I ransacked the man’s pockets, ignoring the
tut
of Mr. Cooper, and found one surprisingly clean and unmarked handkerchief, a shilling, two francs, and one pence, and a crumpled sheet of paper. I stood and smoothed the paper, holding it to the light, studying the penned squares and lines that took me several moments to recognize as a rough plan of Stranwyne Keep. The position of my corridor was marked with an
X
.
I turned away without a word, the crude map in my hand, and walked out the door to the hallway. I leaned against the corridor wall, well away from the workshop’s light spill, and allowed the guilt to settle down on me, like snowflakes of iron, falling one by one, each adding their weight to my shoulders. The north wind came up, the ripping breeze that was as much a part of Stranwyne Keep as my Uncle Tully, and an unnatural, resonant wail began, the trogwynd, rising around the walls of the house, drowning out the low talk of the men in the workshop. I used its noise to move silently along the corridor, down the stairs, and out of my wing of the house.
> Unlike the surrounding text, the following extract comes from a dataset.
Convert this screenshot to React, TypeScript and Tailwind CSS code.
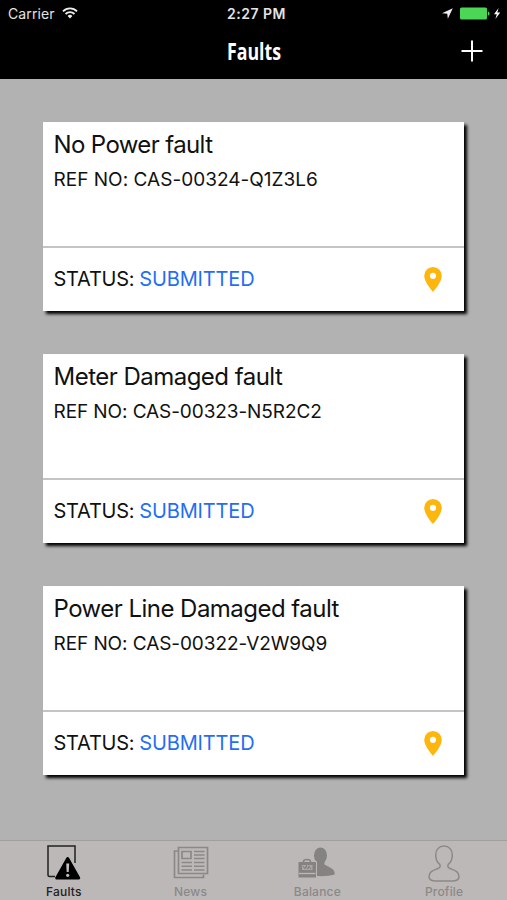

Light showed from beneath the kitchen door, where my uncle was chattering, but I moved quickly past it, slipping instead into another door a little farther down the hall. There was no gaslight here, and I felt for the candle and matches I kept on the table. The matches were an extravagance, but I didn’t want to bring a light in here with me; I didn’t want anyone to know I came. The match struck, sizzling, and the plainest room in Stranwyne leapt into visibility. It was little more than a closet, a bed neat and unslept-in, the hooks for the clothes empty, a set of carving tools abandoned on a worktable. But Lane had wanted his room this way, small and with no fuss.
I sat on the edge of the bed and closed my eyes, blocking out the candlelight, breathing against the weight that sat on me. Lane’s smell was here, though only just. It was one of the reasons I knew Mr. Wickersham’s letter six weeks ago could not have been true, why I had thrown the paper on the coals and watched the ink burn. How could Lane be gone from the world — like the dead man upstairs and John George — and his scent still be in this room? The deepest part of me, a place that had nothing to do with logic, screamed that it could not be, that it was not possible, that therefore Lane must be somewhere.
I had nearly three minutes before I was late for my uncle, and therefore two minutes to let my tears flow, and to wonder if I could ever be the little niece that knew what we should do and when. Lane Moreau would have let me come in here to cry if I needed to, I knew that. I just didn’t know why he had not come back to me.
3
M
r. Babcock leaned back in his chair as I finished my recitation, the buttons of his waistcoat straining. It was the second dawn since the Frenchman had died in my uncle’s workshop, and the sun had only just crested the moors. But I had been prepared for one of Mr. Babcock’s infamous early arrivals, the natural result of putting himself on a train as soon as my express could have arrived in his London offices. The story I told him had been clear and succinct, my manner calm, expression collected. In other words, I was an utter sham. I held my hands in my lap, watching the shrewd eyes of the Tulman family solicitor hood themselves into a familiar expression of deep contemplation. My gaze moved from Mr. Babcock to the settee, where I found Mr. Wickersham coolly regarding me.